● EXERCISE
Pictures are not part of the copy. Retype the lines from the first one through the line that contains "import React from".
━━━━
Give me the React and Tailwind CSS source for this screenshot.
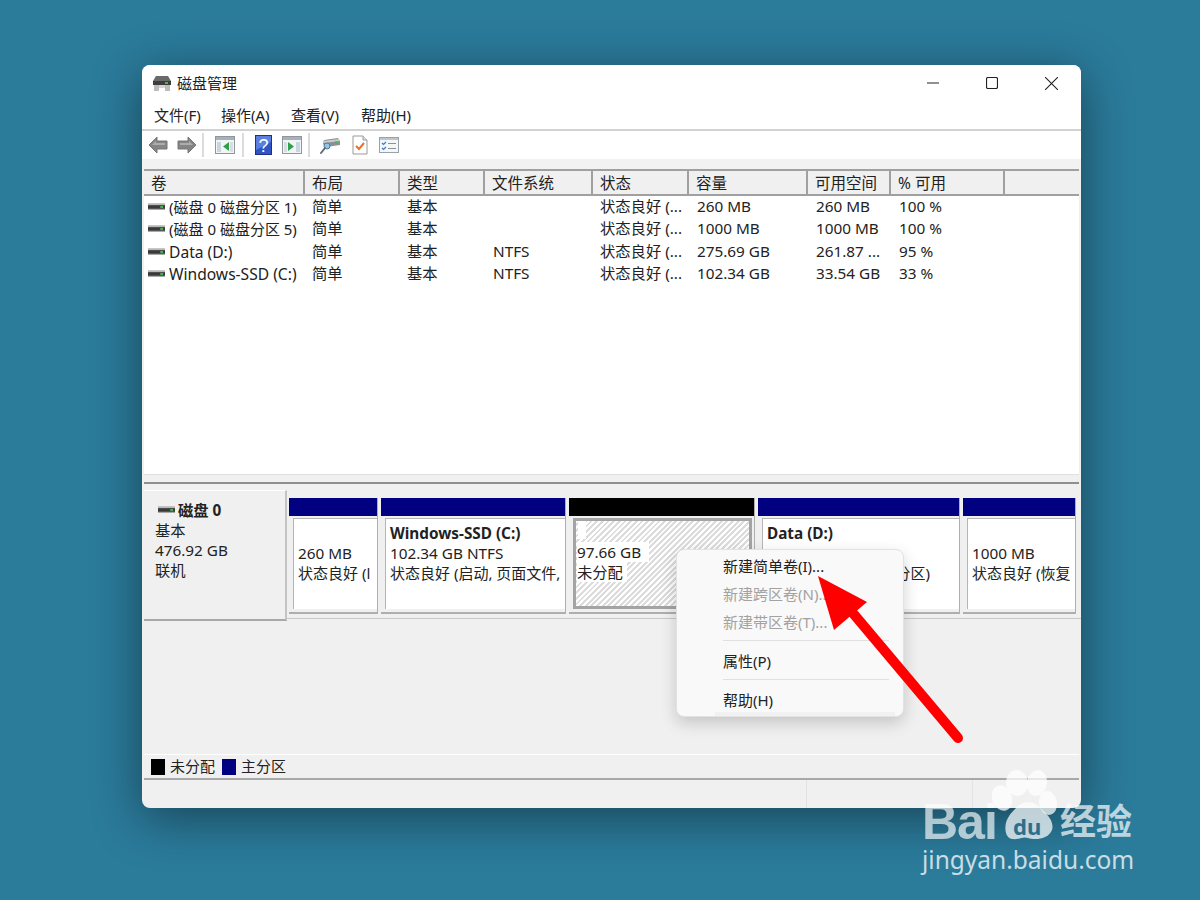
import React from "react";

const volumes = [
  { name: "(磁盘 0 磁盘分区 1)", nameSize: "text-[15px]", layout: "简单", type: "基本", fs: "", status: "状态良好 (...", size: "260 MB", free: "260 MB", pct: "100 %" },
  { name: "(磁盘 0 磁盘分区 5)", nameSize: "text-[15px]", layout: "简单", type: "基本", fs: "", status: "状态良好 (...", size: "1000 MB", free: "1000 MB", pct: "100 %" },
  { name: "Data (D:)", nameSize: "text-[15.6px]", layout: "简单", type: "基本", fs: "NTFS", status: "状态良好 (...", size: "275.69 GB", free: "261.87 ...", pct: "95 %" },
  { name: "Windows-SSD (C:)", nameSize: "text-[15.6px]", layout: "简单", type: "基本", fs: "NTFS", status: "状态良好 (...", size: "102.34 GB", free: "33.54 GB", pct: "33 %" },
];

const DriveIcon = ({ className }) => (
  <svg viewBox="0 0 18 8" className={className}>
    <rect x="0" y="0" width="18" height="2" fill="#b8b8b8" />
    <rect x="0" y="2" width="18" height="4" fill="#3a3a3a" />
    <rect x="13" y="3" width="3" height="2" fill="#3fc04a" />
    <rect x="0" y="6" width="18" height="1" fill="#9a9a9a" />
  </svg>
);

const Sep = () => <div className="w-[2px] h-[24px] bg-[#dcdcdc]" />;

const PaneIcon = ({ dir }) => (
  <svg viewBox="0 0 20 18" className="w-[20px] h-[18px]">
    <rect x="0.5" y="0.5" width="19" height="17" fill="#f2f4f6" stroke="#8f979e" />
    <rect x="1" y="1" width="18" height="3" fill="#a9b0b6" />
    {dir === "left" ? (
      <>
        <rect x="2" y="6" width="4" height="10" fill="#c6d6e2" />
        <path d="M14 6v9l-6-4.5z" fill="#2ca24a" />
        <rect x="15" y="6" width="3" height="10" fill="#d7dde2" />
      </>
    ) : (
      <>
        <rect x="14" y="6" width="4" height="10" fill="#c6d6e2" />
        <path d="M6 6v9l6-4.5z" fill="#2ca24a" />
        <rect x="2" y="6" width="3" height="10" fill="#d7dde2" />
      </>
    )}
  </svg>
);

const NavArrow = ({ flip }) => (
  <svg viewBox="0 0 20 18" className={flip ? "w-[20px] h-[18px] -scale-x-100" : "w-[20px] h-[18px]"}>
    <path d="M1 9 L9 1 V5 H19 V13 H9 V17 Z" fill="#858585" stroke="#777" strokeWidth="1" strokeLinejoin="round" />
    <path d="M4 9 L8 5 V7 H17 V9 Z" fill="#adadad" />
  </svg>
);

const Toolbar = () => (
  <div className="h-[28px] bg-white flex items-center pl-[6px] shrink-0">
    <NavArrow />
    <div className="w-[9px]" />
    <NavArrow flip />
    <div className="w-[5px]" />
    <Sep />
    <div className="w-[11px]" />
    <PaneIcon dir="left" />
    <div className="w-[7px]" />
    <Sep />
    <div className="w-[11px]" />
    <svg viewBox="0 0 17 20" className="w-[17px] h-[20px]">
      <rect x="0.5" y="0.5" width="16" height="19" fill="#2f55c4" stroke="#1d2f86" />
      <path d="M1 1h15v6L1 15z" fill="#5b7fe0" />
      <text x="8.5" y="16.5" textAnchor="middle" fontSize="18" fill="#fff" fontFamily="Liberation Sans">?</text>
    </svg>
    <div className="w-[10px]" />
    <PaneIcon dir="right" />
    <div className="w-[6px]" />
    <Sep />
    <div className="w-[10px]" />
    <svg viewBox="0 0 21 20" className="w-[21px] h-[20px]">
      <path d="M4 5 L18 3 L20 6 V10 L6 12 L3 9z" fill="#8a9096" />
      <path d="M3 6 L19 4 L20 6 L4 8z" fill="#c7ccd0" />
      <rect x="15" y="6.5" width="3" height="2" fill="#37c04a" />
      <circle cx="7" cy="11" r="3" fill="#8fc6ee" stroke="#5a7a94" />
      <path d="M5 13 L1 18" stroke="#5f6a74" strokeWidth="2" strokeLinecap="round" />
    </svg>
    <div className="w-[11px]" />
    <svg viewBox="0 0 16 20" className="w-[16px] h-[20px]">
      <path d="M1 1h10l4 4v14H1z" fill="#fff" stroke="#9a9a9a" />
      <path d="M11 1v4h4" fill="#e4e4e4" stroke="#9a9a9a" />
      <path d="M4 11l3 3 5-6" fill="none" stroke="#e8702a" strokeWidth="2" />
    </svg>
    <div className="w-[11px]" />
    <svg viewBox="0 0 20 16" className="w-[20px] h-[16px]">
      <rect x="0.5" y="0.5" width="19" height="15" fill="#f4f6f8" stroke="#9aa2a8" />
      <rect x="1" y="1" width="18" height="2" fill="#c0c6cb" />
      <path d="M3 6l1.5 1.5L7 5M3 11l1.5 1.5L7 10" fill="none" stroke="#2f7fd6" strokeWidth="1.2" />
      <path d="M9 6.5h8M9 11.5h8" stroke="#8a9298" strokeWidth="1.2" />
    </svg>
  </div>
);

const headW = ["w-[161px]", "w-[95px]", "w-[85px]", "w-[108px]", "w-[96px]", "w-[119px]", "w-[83px]", "w-[114px]"];
const headers = ["卷", "布局", "类型", "文件系统", "状态", "容量", "可用空间", "% 可用"];

const VolumeTable = () => (
  <div className="h-[305px] mx-[2px] bg-white shrink-0 flex flex-col overflow-hidden">
    <div className="h-[27px] flex bg-[#f0f0f0] border-t-2 border-b-2 border-[#a0a0a0] shrink-0">
      {headers.map((h, i) => (
        <div key={h} className={`${headW[i]} shrink-0 pl-[7px] border-r-2 border-[#a0a0a0] text-[15.5px] leading-[25px] text-[#222]`}>
          {h}
        </div>
      ))}
      <div className="flex-1" />
    </div>
    <div>
      {volumes.map((v) => (
        <div key={v.name} className="h-[22.3px] flex text-[15.3px] leading-[20px] text-[#222]">
          <div className={`w-[160px] shrink-0 pl-[4px] flex items-center gap-[4px] whitespace-nowrap overflow-hidden ${v.nameSize}`}>
            <DriveIcon className="w-[17px] h-[8px] shrink-0" />
            <span>{v.name}</span>
          </div>
          <div className="w-[95px] shrink-0 pl-[8px]">{v.layout}</div>
          <div className="w-[85px] shrink-0 pl-[8px]">{v.type}</div>
          <div className="w-[108px] shrink-0 pl-[9px]">{v.fs}</div>
          <div className="w-[96px] shrink-0 pl-[8px] whitespace-nowrap">{v.status}</div>
          <div className="w-[119px] shrink-0 pl-[9px]">{v.size}</div>
          <div className="w-[83px] shrink-0 pl-[9px] whitespace-nowrap">{v.free}</div>
          <div className="w-[114px] shrink-0 pl-[9px]">{v.pct}</div>
        </div>
      ))}
    </div>
  </div>
);

const Partition = ({ w, bar = "bg-[#000080]", hatch, lines }) => (
  <div className={`${w} shrink-0 flex flex-col border-r border-b-2 border-[#aeaeae]`}>
    <div className={`h-[18px] ${bar}`} />
    {hatch ? (
      <div className="h-[96px] pt-[2px] pl-[4px] pb-[3px] pr-[2px] bg-[#f0f0f0]">
        <div className="h-full border-[3px] border-[#a4a4a4] bg-[repeating-linear-gradient(135deg,#ffffff_0,#ffffff_2px,#dcdcdc_2px,#dcdcdc_4px)] pl-[1px] text-[15.3px] leading-[20px] text-[#222]">
          <div className="w-[8px] h-[18px] bg-white ml-[1px]" />
          <div className="h-[3px]" />
          <div className="bg-white w-fit pr-[8px]">97.66 GB</div>
          <div className="bg-white w-fit pr-[4px]">未分配</div>
        </div>
      </div>
    ) : (
      <div className="h-[96px] pt-[2px] pl-[4px] pb-[3px] bg-[#f0f0f0]">
        <div className="h-full bg-white border-t border-l border-[#b5b5b5] pl-[4px] pr-[2px] pt-[4px] text-[15.3px] leading-[20px] text-[#222]">
          <div className="whitespace-nowrap">
            {lines.map((l, i) =>
              l.bold ? (
                <div key={i} className="font-bold">{l.text}</div>
              ) : (
                <div key={i} className={l.empty ? "h-[20px]" : l.status ? "text-[15px]" : ""}>{l.text}</div>
              )
            )}
          </div>
        </div>
      </div>
    )}
  </div>
);

const DiskPanel = () => (
  <div className="h-[137px] flex shrink-0 ml-[2px]">
    <div className="w-[143px] h-[131px] mt-[6px] bg-[#f0f0f0] border-t border-white border-r-2 border-b-2 border-r-[#c4c4c4] border-b-[#a8a8a8] pl-[11px] pt-[9px] text-[15.3px] leading-[20px] text-[#222] shrink-0">
      <div className="flex items-center font-bold pl-[3px]">
        <DriveIcon className="w-[17px] h-[8px] mr-[3px]" />
        磁盘 0
      </div>
      <div>基本</div>
      <div>476.92 GB</div>
      <div>联机</div>
    </div>
    <div className="h-[135px] flex flex-1 gap-[3px] pl-[2px] pt-[14px] items-start border-b border-[#c8c8c8]">
      <Partition w="w-[89px]" lines={[{ empty: true }, { text: "260 MB" }, { text: "状态良好 (l", status: true }]} />
      <Partition w="w-[185px]" lines={[{ text: "Windows-SSD  (C:)", bold: true }, { text: "102.34 GB NTFS" }, { text: "状态良好 (启动, 页面文件,", status: true }]} />
      <Partition w="w-[186px]" bar="bg-black" hatch />
      <Partition w="w-[202px]" lines={[{ text: "Data  (D:)", bold: true }, { text: "275.69 GB NTFS" }, { text: "状态良好 (基本数据分区)", status: true }]} />
      <Partition w="w-[113px]" lines={[{ empty: true }, { text: "1000 MB" }, { text: "状态良好 (恢复", status: true }]} />
    </div>
  </div>
);

const ContextMenu = () => (
  <div className="absolute left-[534px] top-[484px] w-[228px] h-[168px] bg-[#f9f9f9] rounded-[8px] border border-[#e2e2e2] shadow-[0_6px_16px_rgba(0,0,0,0.18)] text-[15px] text-[#222] flex flex-col pt-[3px] pl-[46px] pr-[14px]">
    <div className="h-[28px] leading-[26px]">新建简单卷(I)...</div>
    <div className="h-[28px] leading-[26px] text-[#a2a2a2]">新建跨区卷(N)...</div>
    <div className="h-[28px] leading-[27px] text-[#a2a2a2]">新建带区卷(T)...</div>
    <div className="h-[1px] bg-[#e0e0e0] mt-[3px]" />
    <div className="h-[38px] leading-[40px]">属性(P)</div>
    <div className="h-[1px] bg-[#e0e0e0]" />
    <div className="h-[32px] leading-[40px]">帮助(H)</div>
    <div className="h-[4px] -ml-[8px] -mr-[6px] bg-[#f1f1f1]" />
  </div>
);

const Watermark = () => (
  <div className="absolute left-[920px] top-[770px] w-[230px] h-[110px] text-white">
    <svg viewBox="0 0 230 110" className="absolute left-0 top-0 w-[230px] h-[110px]">
      <g fill="#fff" fillOpacity="0.72">
        <ellipse cx="97" cy="13" rx="11" ry="13" transform="rotate(-5 97 13)" />
        <ellipse cx="117" cy="13" rx="10" ry="13" transform="rotate(10 117 13)" />
        <ellipse cx="82" cy="28" rx="10" ry="13" transform="rotate(-20 82 28)" />
        <ellipse cx="128" cy="33" rx="9" ry="12" transform="rotate(-10 128 33)" />
        <path d="M96 38 C102 30 116 30 122 40 C130 46 134 54 132 60 C128 70 114 70 108 68 C102 66 100 70 92 69 C84 68 84 54 88 48 C90 44 92 42 96 38 Z" />
      </g>
    </svg>
    <div className="absolute left-[2px] top-[27px] text-[50px] leading-[50px] font-bold font-['Liberation_Sans',sans-serif] tracking-[-1px] text-white/65">
      Bai
    </div>
    <div className="absolute left-[93px] top-[43px] text-[22px] leading-[26px] font-bold text-[#2b6f8d]">du</div>
    <div className="absolute left-[140px] top-[28px] text-[36px] leading-[48px] font-bold text-white/70">经验</div>
    <div className="absolute left-[2px] top-[74px] text-[24.5px] leading-[32px] text-white/75 whitespace-nowrap">jingyan.baidu.com</div>
  </div>
);

export default function App() {
  return (
    <div className="relative w-[1200px] h-[900px] overflow-hidden bg-[#2b7b9b] font-['Noto_Sans','Noto_Sans_CJK_SC',sans-serif]">
      {/* window */}
      <div className="absolute left-[142px] top-[65px] w-[939px] h-[743px] bg-[#f0f0f0] rounded-[8px] overflow-hidden shadow-[0_10px_50px_rgba(0,0,0,0.45)] flex flex-col">
        <div className="h-[36px] bg-white flex items-center pl-[10px] shrink-0">
          <svg viewBox="0 0 20 18" className="w-[20px] h-[18px]">
            <path d="M4 2h12l3 5H1z" fill="#6a6a6a" />
            <rect x="1" y="7" width="18" height="4" fill="#3d3d3d" />
            <rect x="13" y="8" width="3" height="2" fill="#39c24c" />
            <rect x="2" y="11" width="5" height="6" fill="#bdbdbd" />
            <rect x="13" y="11" width="5" height="6" fill="#bdbdbd" />
            <rect x="7" y="11" width="6" height="3" fill="#d4d4d4" />
          </svg>
          <span className="ml-[5px] text-[15px] text-[#222]">磁盘管理</span>
          <div className="flex-1" />
          <svg viewBox="0 0 12 12" className="w-[12px] h-[12px] mr-[47px]"><path d="M0 6h12" stroke="#222" strokeWidth="1" /></svg>
          <svg viewBox="0 0 12 12" className="w-[12px] h-[12px] mr-[47px]"><rect x="0.5" y="0.5" width="11" height="11" rx="1.5" fill="none" stroke="#222" strokeWidth="1.2" /></svg>
          <svg viewBox="0 0 12 12" className="w-[13px] h-[13px] mr-[23px]"><path d="M0 0l12 12M12 0L0 12" stroke="#222" strokeWidth="1" /></svg>
        </div>
        <div className="h-[30px] bg-white flex items-center pl-[12px] pt-[1px] text-[15px] text-[#222] border-b-2 border-[#d2d2d2] shrink-0">
          <span className="w-[67px]">文件(F)</span>
          <span className="w-[70px]">操作(A)</span>
          <span className="w-[70px]">查看(V)</span>
          <span>帮助(H)</span>
        </div>
        <Toolbar />
        <div className="h-[10px] bg-[#f2f2f2] shrink-0" />
        <VolumeTable />
        <div className="h-[10px] mx-[2px] bg-[#f0f0f0] border-b-2 border-t border-t-[#e0e0e0] border-b-[#8f8f8f] shrink-0" />
        <DiskPanel />
        <div className="flex-1" />
        <div className="h-[26px] mx-[2px] bg-[#f0f0f0] border-t border-white border-b-2 border-b-[#a8a8a8] flex items-center pl-[7px] text-[15px] text-[#222] shrink-0">
          <div className="w-[14px] h-[16px] bg-black" />
          <span className="ml-[5px]">未分配</span>
          <div className="ml-[7px] w-[14px] h-[16px] bg-[#000080]" />
          <span className="ml-[5px]">主分区</span>
        </div>
        <div className="h-[28px] flex justify-end shrink-0">
          <div className="w-[275px] border-l border-[#e2e2e2] flex justify-end">
            <div className="w-[109px] border-l border-[#e2e2e2]" />
          </div>
        </div>
        <ContextMenu />
      </div>

      {/* red arrow */}
      <svg viewBox="0 0 1200 900" className="absolute left-0 top-0 w-[1200px] h-[900px]">
        <path d="M852 612 L958 738" stroke="#ff0000" strokeWidth="10" strokeLinecap="round" />
        <path d="M818 576 L867 602 L834 630 Z" fill="#ff0000" />
      </svg>

      <Watermark />
    </div>
  );
}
━━━━
● RESULT
Give me the React and Tailwind CSS source for this screenshot.
import React from "react";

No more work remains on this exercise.